Raw is certainly one way to describe Eschenburg’s debut mix tape, “Pinewood Derby.” Its distorted beats and gritty iPhone audio quality in-cahoots with Eschenburg’s poetic rhyme schemes and fluid flow is a curious juxtaposition, which in the end makes “Pinewood Derby” a work of art and a mix tape to remember.
Since titling songs is too mainstream, Eschenburg has left them as crude as possible, labeling them, “Track 1, Track 2, Track 3…” and although tedious when importing to iTunes, I’m glad he did it. Why? Because it allows listeners -such as myself- to become more intimate with Eschenburg’s music and, therefore, personalize the names of his songs.
In addition to possessing astute lyrics that accomplished hip hop artists would admire, such as, “Don’t need no oxygen, this smoke is what I breathe. Doing what I want to do because that’s what I believe,” Eschenburg also puts forth a tremendous effort in “Pinewood Derby.” From “Track 1” to “Track 17,” he takes everything and leaves nothing and even acknowledges his endeavors, saying, “I’m on that grind mode boy! Showin’ love for the people that are under me.”

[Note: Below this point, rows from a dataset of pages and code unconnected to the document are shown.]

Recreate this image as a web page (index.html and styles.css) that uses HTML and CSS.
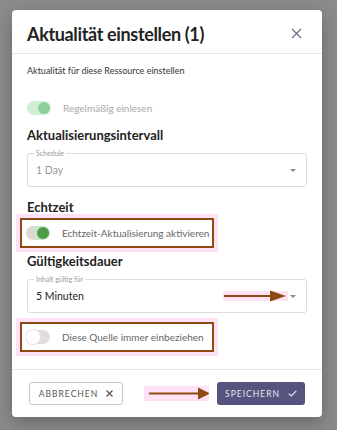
FILE: index.html
```html
<!DOCTYPE html>
<html lang="de">
  <head>
    <meta charset="UTF-8" />
    <meta name="viewport" content="width=device-width, initial-scale=1.0" />
    <title>Aktualität einstellen</title>
    <link rel="stylesheet" href="styles.css">
  </head>
  <body>
    <div class="backdrop">
      <div class="dialog">
        <div class="dialog-header">
          <h1 class="dialog-title">Aktualität einstellen (1)</h1>
          <button class="close-btn" aria-label="Schließen">
            <svg width="11" height="11" viewBox="0 0 11 11">
              <path d="M1 1 L10 10 M10 1 L1 10" stroke="#6c7088" stroke-width="1.3" fill="none" />
            </svg>
          </button>
        </div>

        <div class="dialog-body">
          <p class="dialog-subtitle">Aktualität für diese Ressource einstellen</p>

          <div class="switch-row disabled">
            <span class="switch on"><span class="thumb"></span></span>
            <span class="switch-label">Regelmäßig einlesen</span>
          </div>

          <h3 class="section-title">Aktualisierungsintervall</h3>
          <div class="select-field disabled">
            <span class="field-label">Schedule</span>
            <span class="field-value">1 Day</span>
            <span class="caret"></span>
          </div>

          <h3 class="section-title">Echtzeit</h3>
          <div class="switch-row marked">
            <span class="switch on active"><span class="thumb"></span></span>
            <span class="switch-label">Echtzeit-Aktualisierung aktivieren</span>
          </div>

          <h3 class="section-title">Gültigkeitsdauer</h3>
          <div class="select-field">
            <span class="field-label">Inhalt gültig für</span>
            <span class="field-value">5 Minuten</span>
            <svg class="pointer pointer-select" width="65" height="12" viewBox="0 0 65 12">
              <rect x="0" y="1" width="65" height="10" fill="#fde2f6" />
              <path d="M1 6 H50" stroke="#8e4a12" stroke-width="2" />
              <path d="M47 0.5 L63 6 L47 11.5 Z" fill="#8e4a12" />
            </svg>
            <span class="caret"></span>
          </div>

          <div class="switch-row marked">
            <span class="switch off"><span class="thumb"></span></span>
            <span class="switch-label">Diese Quelle immer einbeziehen</span>
          </div>
        </div>

        <div class="dialog-footer">
          <button class="btn btn-outline">
            ABBRECHEN
            <svg width="7" height="7" viewBox="0 0 7 7">
              <path d="M0.5 0.5 L6.5 6.5 M6.5 0.5 L0.5 6.5" stroke="#555" stroke-width="1.2" fill="none" />
            </svg>
          </button>
          <svg class="pointer pointer-save" width="65" height="15" viewBox="0 0 65 15">
            <rect x="0" y="0" width="65" height="15" fill="#fde2f6" />
            <path d="M5 7.5 H56" stroke="#8e4a12" stroke-width="2" />
            <path d="M54 1.5 L66 7.5 L54 13.5 Z" fill="#8e4a12" />
          </svg>
          <button class="btn btn-primary">
            SPEICHERN
            <svg width="9" height="7" viewBox="0 0 9 7">
              <path d="M0.7 3.6 L3.2 6 L8.3 0.8" stroke="#e6e6f0" stroke-width="1.2" fill="none" />
            </svg>
          </button>
        </div>
      </div>
    </div>
  </body>
</html>
```

FILE: styles.css
```css
* {
  margin: 0;
  padding: 0;
  box-sizing: border-box;
}

body {
  font-family: Lato, "Noto Sans", sans-serif;
  background: #8b8b8b;
  color: #222;
  width: 337px;
  height: 430px;
  overflow: hidden;
}

.backdrop {
  padding: 10px 15px 0 12px;
}

.dialog {
  width: 310px;
  background: #fff;
  border-radius: 4px;
  box-shadow: 0 6px 18px rgba(0, 0, 0, 0.25);
}

.dialog-header {
  height: 44px;
  display: flex;
  align-items: center;
  justify-content: space-between;
  padding: 4px 20px 0 15px;
  border-bottom: 1px solid #e8e8e8;
}

.dialog-title {
  font-size: 18px;
  font-weight: 700;
  color: #222;
  letter-spacing: -0.35px;
}

.close-btn {
  background: none;
  border: none;
  display: flex;
  cursor: pointer;
}

.dialog-body {
  display: flex;
  flex-direction: column;
  padding: 11px 15px 17px 15px;
}

.dialog-subtitle {
  font-size: 9px;
  color: #333;
  line-height: 12px;
  margin-bottom: 20px;
}

.switch-row {
  display: flex;
  align-items: center;
  gap: 12px;
  height: 22px;
  white-space: nowrap;
}

.switch-row.disabled {
  margin-bottom: 3px;
}

.switch-row.marked {
  width: 194px;
  height: 30px;
  margin: 2px 0 0 -7px;
  padding-left: 4px;
  border: 2px solid #8e4a12;
  box-shadow: 0 0 0 4px #fde2f6;
}

.switch {
  position: relative;
  width: 24px;
  height: 14px;
  border-radius: 7px;
  flex-shrink: 0;
}

.switch .thumb {
  position: absolute;
  top: 1px;
  width: 12px;
  height: 12px;
  border-radius: 50%;
}

.switch.on {
  background: #c2e9ca;
}

.switch.on .thumb {
  right: 1px;
  background: #68c07a;
}

.switch.on.active {
  background: linear-gradient(90deg, #ecd3d3 0%, #c2e9ca 60%);
}

.switch.on.active .thumb {
  background: #4f9c48;
}

.switch.off {
  background: #dedede;
}

.switch.off .thumb {
  left: 0;
  top: 0;
  width: 14px;
  height: 14px;
  background: #fff;
  box-shadow: 0 0 0 1px #fbd7ee;
}

.switch-label {
  font-size: 10px;
  color: #666;
}

.switch-row.disabled .switch-label {
  color: #a9a9a9;
}

.switch-row.disabled .switch {
  opacity: 0.75;
}

.section-title {
  font-size: 13px;
  font-weight: 700;
  color: #222;
  margin-top: 4px;
  line-height: 18px;
}

.select-field {
  position: relative;
  display: flex;
  align-items: center;
  height: 34px;
  margin: 9px 0 7px;
  padding: 0 10px 0 8px;
  border: 1px solid #dcdcdc;
  border-radius: 3px;
}

.field-label {
  position: absolute;
  top: -5px;
  left: 6px;
  padding: 0 2px;
  background: #fff;
  font-size: 7px;
  line-height: 9px;
  color: #999;
}

.field-value {
  flex: 1;
  font-size: 10.5px;
  color: #222;
}

.select-field.disabled .field-value {
  color: #9b9b9b;
}

.caret {
  width: 0;
  height: 0;
  border-left: 3px solid transparent;
  border-right: 3px solid transparent;
  border-top: 3px solid #888;
}

.pointer-select {
  margin-right: 2px;
}

.dialog-footer {
  display: flex;
  align-items: center;
  height: 48px;
  padding: 0 17px;
  border-top: 1px solid #e8e8e8;
}

.pointer-save {
  margin-left: 21px;
}

.btn {
  height: 23px;
  border-radius: 3px;
  font-family: Lato, "Noto Sans", sans-serif;
  font-size: 8.5px;
  letter-spacing: 1px;
  cursor: pointer;
  display: flex;
  align-items: center;
  justify-content: center;
  gap: 8px;
}

.btn-outline {
  background: #fff;
  color: #555;
  border: 1px solid #c8c8c8;
  width: 94px;
}

.btn-primary {
  background: #56537e;
  color: #e6e6f0;
  border: none;
  width: 88px;
  margin-left: auto;
}
```
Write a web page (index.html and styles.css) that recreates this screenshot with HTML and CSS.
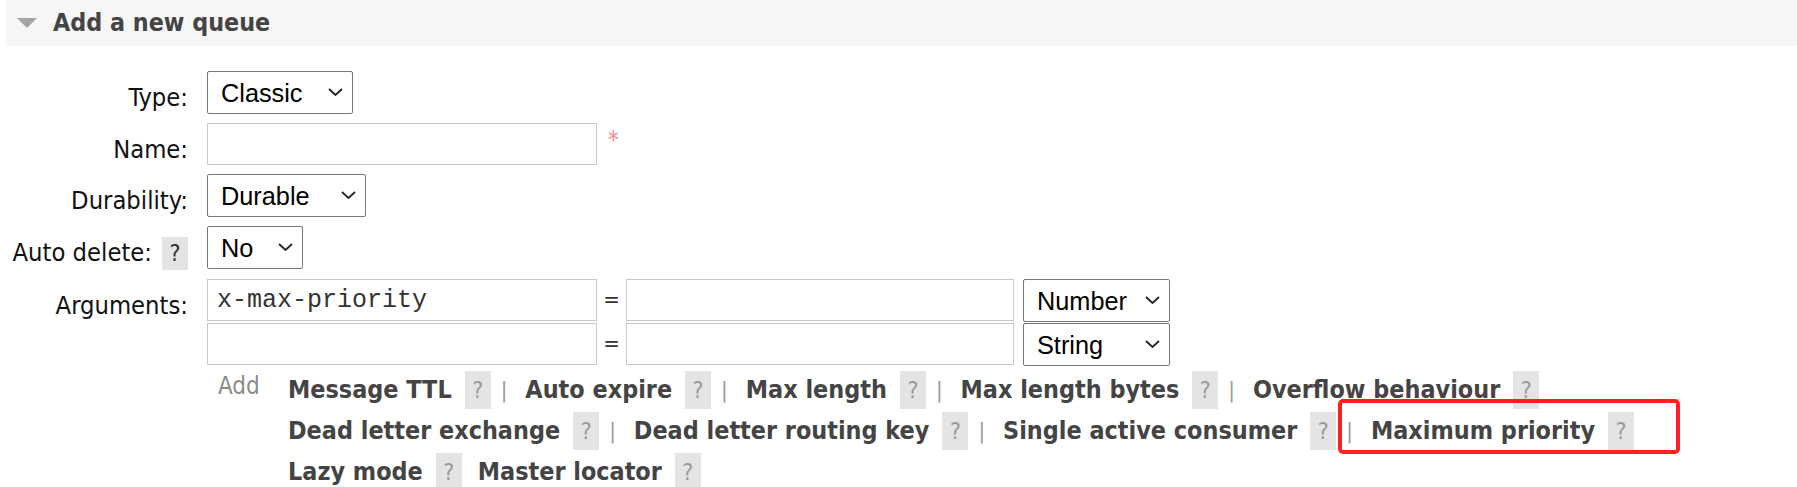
FILE: index.html
```html
<!DOCTYPE html>
<html>
<head>
<meta charset="utf-8">
<link rel="stylesheet" href="styles.css">
</head>
<body>
<div class="page">
  <div class="section-head">
    <span class="tri"></span>
    <h2 class="title">Add a new queue</h2>
  </div>

  <div class="form">
    <div class="row">
      <div class="lbl"><span class="lbl-text">Type:</span></div>
      <div class="ctl">
        <div class="sel w-classic">
          <select><option>Classic</option></select>
          <svg class="chev" viewBox="0 0 15 8" width="15" height="8"><path d="M1 1 L7.5 7 L14 1" fill="none" stroke="#222" stroke-width="1.8"/></svg>
        </div>
      </div>
    </div>

    <div class="row">
      <div class="lbl"><span class="lbl-text">Name:</span></div>
      <div class="ctl">
        <input class="txt w-key" type="text">
        <span class="req">*</span>
      </div>
    </div>

    <div class="row">
      <div class="lbl"><span class="lbl-text">Durability:</span></div>
      <div class="ctl">
        <div class="sel w-durable">
          <select><option>Durable</option></select>
          <svg class="chev" viewBox="0 0 15 8" width="15" height="8"><path d="M1 1 L7.5 7 L14 1" fill="none" stroke="#222" stroke-width="1.8"/></svg>
        </div>
      </div>
    </div>

    <div class="row">
      <div class="lbl"><span class="lbl-text">Auto delete:</span><span class="help help-lbl">?</span></div>
      <div class="ctl">
        <div class="sel w-no">
          <select><option>No</option></select>
          <svg class="chev" viewBox="0 0 15 8" width="15" height="8"><path d="M1 1 L7.5 7 L14 1" fill="none" stroke="#222" stroke-width="1.8"/></svg>
        </div>
      </div>
    </div>

    <div class="row">
      <div class="lbl"><span class="lbl-text">Arguments:</span></div>
      <div class="ctl args">
        <div class="arg-row">
          <input class="txt w-key" type="text" value="x-max-priority">
          <span class="eq">=</span>
          <input class="txt w-val" type="text">
          <div class="sel w-type">
            <select><option>Number</option></select>
            <svg class="chev" viewBox="0 0 15 8" width="15" height="8"><path d="M1 1 L7.5 7 L14 1" fill="none" stroke="#222" stroke-width="1.8"/></svg>
          </div>
        </div>
        <div class="arg-row">
          <input class="txt w-key" type="text">
          <span class="eq">=</span>
          <input class="txt w-val" type="text">
          <div class="sel w-type">
            <select><option>String</option></select>
            <svg class="chev" viewBox="0 0 15 8" width="15" height="8"><path d="M1 1 L7.5 7 L14 1" fill="none" stroke="#222" stroke-width="1.8"/></svg>
          </div>
        </div>
        <div class="add-row">
          <span class="add">Add</span>
          <div class="links">
            <div class="link-line">
              <span class="arg">Message TTL</span><span class="help">?</span><span class="sep">|</span>
              <span class="arg">Auto expire</span><span class="help">?</span><span class="sep">|</span>
              <span class="arg">Max length</span><span class="help">?</span><span class="sep">|</span>
              <span class="arg">Max length bytes</span><span class="help">?</span><span class="sep">|</span>
              <span class="arg">Overflow behaviour</span><span class="help">?</span>
            </div>
            <div class="link-line">
              <span class="arg">Dead letter exchange</span><span class="help">?</span><span class="sep">|</span>
              <span class="arg">Dead letter routing key</span><span class="help">?</span><span class="sep">|</span>
              <span class="arg">Single active consumer</span><span class="help">?</span><span class="sep">|</span>
              <span class="arg">Maximum priority</span><span class="help">?</span>
            </div>
            <div class="link-line">
              <span class="arg">Lazy mode</span><span class="help help-gap">?</span>
              <span class="arg">Master locator</span><span class="help">?</span>
            </div>
          </div>
        </div>
      </div>
    </div>
  </div>

  <div class="highlight"></div>
</div>
</body>
</html>
```

FILE: styles.css
```css
html, body {
  margin: 0;
  padding: 0;
  background: #fff;
}

.page {
  position: relative;
  padding-left: 6px;
  font-family: "DejaVu Sans Condensed", "DejaVu Sans", sans-serif;
  font-stretch: semi-condensed;
  color: #222;
}

.section-head {
  display: flex;
  align-items: center;
  height: 46px;
  background: #f6f6f6;
  padding-left: 11px;
}

.tri {
  width: 0;
  height: 0;
  border-left: 10px solid transparent;
  border-right: 10px solid transparent;
  border-top: 10px solid #a3a3a3;
  margin-right: 16px;
}

.title {
  margin: 0;
  font-size: 24.8px;
  font-weight: bold;
  color: #444;
  line-height: 46px;
}

.form {
  margin-top: 25px;
  display: flex;
  flex-direction: column;
  gap: 9px;
}

.row {
  display: flex;
  align-items: flex-start;
}

.lbl {
  width: 182px;
  flex: none;
  display: flex;
  justify-content: flex-end;
  align-items: flex-start;
  margin-right: 19px;
}

.lbl-text {
  font-size: 25.3px;
  line-height: 30px;
  padding-top: 12px;
  color: #111;
  white-space: nowrap;
}

.ctl {
  display: flex;
  align-items: flex-start;
}

.args {
  flex-direction: column;
}

.arg-row {
  display: flex;
  align-items: flex-start;
  margin-bottom: 1px;
}

.sel {
  position: relative;
  display: inline-block;
  height: 43px;
}

.sel select {
  appearance: none;
  -webkit-appearance: none;
  width: 100%;
  height: 43px;
  box-sizing: border-box;
  border: 1px solid #767676;
  border-radius: 2px;
  background: #fff;
  font-family: "Liberation Sans", Arial, sans-serif;
  font-size: 25.3px;
  color: #000;
  padding: 0 0 0 13px;
  margin: 0;
}

.chev {
  position: absolute;
  right: 10px;
  top: 17px;
  pointer-events: none;
}

.w-classic { width: 146px; }
.w-durable { width: 159px; }
.w-no { width: 96px; }
.w-type { width: 147px; margin-left: 9px; }

.txt {
  height: 42px;
  box-sizing: border-box;
  border: 1px solid #c8c8c8;
  background: #fff;
  padding: 0 9px;
  margin: 0;
  font-family: "Liberation Mono", "Courier New", monospace;
  font-size: 25px;
  color: #333;
  outline: none;
}

.w-key { width: 390px; }
.w-val { width: 388px; }

.eq {
  width: 29px;
  flex: none;
  text-align: center;
  font-size: 22px;
  line-height: 42px;
  color: #333;
}

.req {
  margin-left: 11px;
  margin-top: 2px;
  color: #f88;
  font-size: 24px;
  line-height: 30px;
}

.help {
  display: inline-block;
  flex: none;
  width: 26px;
  height: 38px;
  line-height: 38px;
  text-align: center;
  background: #e4e4e4;
  color: #9a9a9a;
  font-size: 23px;
  font-weight: normal;
}

.help-lbl {
  height: 33px;
  line-height: 33px;
  margin-top: 11px;
  margin-left: 10px;
  color: #333;
}

.add-row {
  display: flex;
  align-items: flex-start;
  margin-top: 4px;
}

.add {
  width: 70px;
  flex: none;
  padding-left: 11px;
  font-size: 24px;
  line-height: 30px;
  color: #8a8a8a;
}

.links {
  display: flex;
  flex-direction: column;
  gap: 3px;
}

.link-line {
  display: flex;
  align-items: center;
  height: 38px;
  white-space: nowrap;
}

.arg {
  font-size: 24.9px;
  font-weight: bold;
  color: #444;
  line-height: 38px;
  margin-right: 13px;
}

.sep {
  font-size: 22px;
  color: #999;
  line-height: 38px;
  margin-left: 10px;
  margin-right: 18px;
}

.help-gap {
  margin-right: 16px;
}

.highlight {
  position: absolute;
  left: 1338px;
  top: 399px;
  width: 342px;
  height: 55px;
  box-sizing: border-box;
  border: 4px solid #ff2020;
  border-radius: 5px;
  pointer-events: none;
}
```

Every verse, every bar and every word is insightful, unforgettable and occasionally, downright hilarious. For example, in Track 2, Eschenburg spits the line, “Seriously, where is your mommy? Tell her to make me a sandwich with some ham or salami”. That line by itself is violently rollicking, as is the rest of the song.
Relatable issues such as these are found skewed throughout the other 16 tracks in “Pinewood Derby”, too. However, specifically, in “Track 10,” Eschenburg describes the toils of living independently, by conveying topics such as: fiscal responsibility, car troubles and relationship issues.
While Eschenburg’s drive is nothing short of inspirational, his vocabulary and message is not. Although his songs are not plagued with cuss words and references to illegal substances like most contemporary rappers, they definitely are present; but in the end, what else could one expect? Eschenburg is an explicit and tenacious hip-hop hopeful, not an author of nursery rhymes.
Knowing Eschenburg personally may have caused me to be a little biased, however, it is safe to say that even those who do not appreciate rap music will consider him a diamond in the rough. In fact I think so highly of Eschenburg, that I believe he has the potential to smash through the glass ceiling that many suburban rappers face and make it to the “mainstream underground” hip-hop scene. In short, “Pinewood Derby” is a masterpiece, and Alex Eschenburg is the real deal.